Technology is disrupting the energy system. As the cost of clean energy continues to fall, Canada’s approximately 300 off-grid communities could lead the rest of Canada in demonstrating how to build renewable energy systems for the future. Instead of flying or trucking in heavily subsidized and hazardous diesel fuel for generators, these mostly Indigenous communities could be running on clean power and creating skilled jobs around microgrid management and associated business applications.
Microgrids are energy systems consisting of distributed energy sources like wind, solar, small hydro and geothermal. Local users are responsible for demand management, storage, and generation, and the power systems run independently or alongside back-up solid fuel generators. The US states of California and New York are now driving the development of large, sophisticated microgrid systems for a transition to renewable energy. For smaller off-grid Indigenous communities in Canada, the build out of renewable energy would help to ensure local, reliable, and affordable heat and power. And it is not just about electricity and heat. Energy constraints have been a significant barrier to executing vital water system upgrades required in many communities.

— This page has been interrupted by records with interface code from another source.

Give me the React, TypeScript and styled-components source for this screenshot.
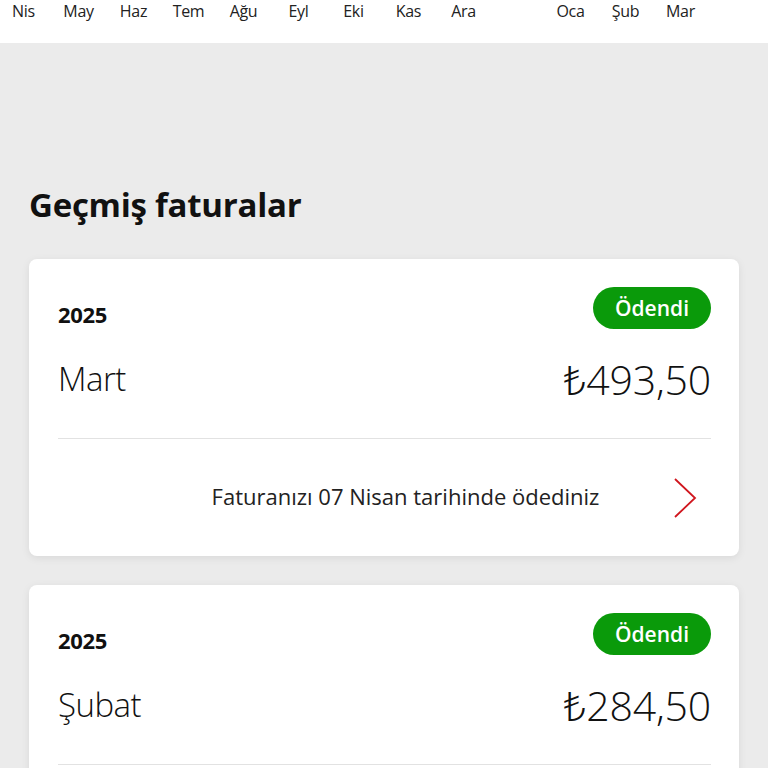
import React from "react";
import styled, { createGlobalStyle } from "styled-components";

const Global = createGlobalStyle`
  html, body { margin: 0; padding: 0; background: #ebebeb; }
  body { font-family: "Open Sans", "Noto Sans", sans-serif; color: #111; }
  * { box-sizing: border-box; }
`;

const Page = styled.div`
  width: 768px;
  height: 768px;
  overflow: hidden;
  background: #ebebeb;
  display: flex;
  flex-direction: column;
`;

const MonthBar = styled.div`
  height: 43px;
  background: #fff;
  display: flex;
  align-items: flex-start;
  padding-left: 0;
  flex-shrink: 0;
  & > :first-child { margin-left: -4px; }
`;

const Month = styled.div<{ $w?: number }>`
  width: ${(p) => p.$w ?? 55}px;
  flex-shrink: 0;
  text-align: center;
  font-size: 16px;
  line-height: 24px;
  margin-top: -1px;
  color: #222;
  letter-spacing: -0.3px;
`;

const Content = styled.div`
  padding: 140px 29px 0 29px;
  display: flex;
  flex-direction: column;
`;

const Title = styled.h1`
  margin: 0 0 32px 0;
  font-size: 33px;
  line-height: 44px;
  font-weight: 700;
  letter-spacing: -0.25px;
  color: #111;
`;

const Card = styled.div`
  background: #fff;
  border-radius: 8px;
  box-shadow: 0 2px 8px rgba(0, 0, 0, 0.08);
  padding: 28px 28px 0 29px;
  margin-bottom: 29px;
`;

const Row = styled.div<{ $mt?: number }>`
  display: flex;
  justify-content: space-between;
  align-items: center;
  margin-top: ${(p) => p.$mt ?? 0}px;
`;

const Year = styled.div`
  font-size: 22px;
  line-height: 30px;
  font-weight: 700;
  letter-spacing: -0.3px;
  margin-top: 12px;
`;

const Badge = styled.div`
  background: #0a9a0a;
  color: #fff;
  height: 42px;
  border-radius: 21px;
  padding: 0 22px;
  display: flex;
  align-items: center;
  font-size: 21px;
  font-weight: 600;
  letter-spacing: 0;
`;

const MonthName = styled.div`
  font-size: 33px;
  font-weight: 300;
  letter-spacing: -0.5px;
  line-height: 48px;
`;

const Amount = styled.div`
  font-size: 41px;
  font-weight: 300;
  letter-spacing: -0.2px;
  line-height: 48px;
`;

const Divider = styled.div`
  height: 1px;
  background: #e2e2e2;
  margin-top: 35px;
`;

const Footer = styled.div`
  height: 117px;
  padding-bottom: 4px;
  display: flex;
  align-items: center;
  justify-content: flex-end;
`;

const FooterText = styled.div`
  flex: 1;
  text-align: center;
  font-size: 22px;
  letter-spacing: 0;
  color: #222;
  padding-left: 82px;
`;

const Chevron = styled.svg`
  width: 28px;
  height: 42px;
  margin-right: 12px;
  margin-top: 4px;
  flex-shrink: 0;
`;

const months = ["Nis", "May", "Haz", "Tem", "Ağu", "Eyl", "Eki", "Kas", "Ara", "", "Oca", "Şub", "Mar"];

type Bill = { year: string; month: string; amount: string; note: string };
const bills: Bill[] = [
  { year: "2025", month: "Mart", amount: "₺493,50", note: "Faturanızı 07 Nisan tarihinde ödediniz" },
  { year: "2025", month: "Şubat", amount: "₺284,50", note: "Faturanızı 07 Mart tarihinde ödediniz" },
];

export default function App() {
  return (
    <Page>
      <Global />
      <MonthBar>
        {months.map((m, i) => (
          <Month key={i} $w={m === "" ? 52 : 55}>
            {m}
          </Month>
        ))}
      </MonthBar>
      <Content>
        <Title>Geçmiş faturalar</Title>
        {bills.map((b, i) => (
          <Card key={i}>
            <Row>
              <Year>{b.year}</Year>
              <Badge>Ödendi</Badge>
            </Row>
            <Row $mt={26}>
              <MonthName>{b.month}</MonthName>
              <Amount>{b.amount}</Amount>
            </Row>
            <Divider />
            <Footer>
              <FooterText>{b.note}</FooterText>
              <Chevron viewBox="0 0 28 42">
                <path d="M4 2 L24 21 L4 40" fill="none" stroke="#d0161e" strokeWidth="1.8" />
              </Chevron>
            </Footer>
          </Card>
        ))}
      </Content>
    </Page>
  );
}
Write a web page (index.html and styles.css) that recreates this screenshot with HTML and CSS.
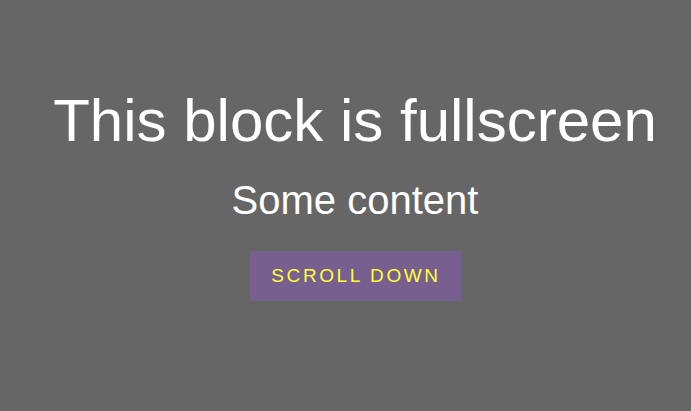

The current system of reliance on diesel generators is costly from a direct subsidy perspective. The annual cost of funding diesel generation in Ontario’s remote communities is estimated at $90 million annually. The economics of diesel look even worse when environmental and health costs are factored in. There is a constant risk of in-situ diesel spills in communities as well as in transit which can lead to soil and water contamination. Spills are costly to clean up and contamination can be long term. In the community of Attawapiskat, a 30,000 gallon fuel spill in 1979 under their elementary school has been only one of many. Shifting the primary power supply from diesel to clean energy systems would reduce these significant risks and associated costs.
High delivery costs and the need to subsidize the supply chain and the fuel itself mean reductions in community budgets for education, health, and business development. The high cost of generator maintenance and replacement, as well as power capacity limits, all stunt local economic growth potential in remote communities. By contrast, after renewable power infrastructure is built, energy inputs are free, and the system can easily grow alongside community energy needs. Once the right locations are selected, sun, wind, and geothermal energy are freely available. The development, maintenance and expansion of microgrid renewable systems create employment and new business opportunities, and community members can actually own their energy infrastructure.
A number of communities across Canada are already building out microgrid renewable systems. Colville Lake in the Northwest Territories has piloted a combined solar panel and battery unit that will enable the community to run entirely on the sun’s energy during summer months. In northern Ontario, Canadian Solar has installed a hybrid solar system and diesel back-up capacity with the Deer Lake First Nation. In Nunavik, Quebec, a wind turbine installed at the Raglan Mine offset the use of 3.3. million litres of diesel fuel in its first 18 months of operation. As more off-grid communities and companies explore solutions, all levels of government should support a rapid transition to renewable energy systems and the associated job creation opportunities.
Canadian policy makers can also look to Alaska for evidence of the cost savings and effectiveness of renewable energy systems. The state’s renewable energy investment fund tracks annual cost savings from avoided diesel fuel use. As a result of the transition to distributed clean energy systems, it reported saving approximately 75 million litres of diesel fuel in 2015, up from 57 million litres in 2014. Across the Pacific, Japan has pioneered microgrid development on remote island communities in the archipelago. As the United States and Europe both scale up the use of microgrids within their power systems, Canada should be leading the roll out of microgrid technology in partnership with interested Indigenous communities.
Building on a 2015 report from the MaRS Advanced Energy Centre, WWF Canada published analysis last month on renewable energy opportunities in Nunavut. The conclusion is clear: government and university researchers should be helping to map available renewable resources in off-grid communities. Governments and our commercial banks could then provide streamlined financing tools for the initial infrastructure build out.
With more mature technology, there is now a perfect opportunity for Canada’s off-grid indigenous communities to lead our country towards a 21st century distributed energy system. With the right support, Canada’s Indigenous landowners could be innovating and testing new microgrid models incorporating wind, solar, and geothermal energy. Many of the country’s 300 off-grid communities are desperate for cleaner, healthier, and safer heat and power sources. Action would benefit the entire country, spur innovation and create jobs, and begin to address pressing human rights challenges. Happy National Aboriginal Day.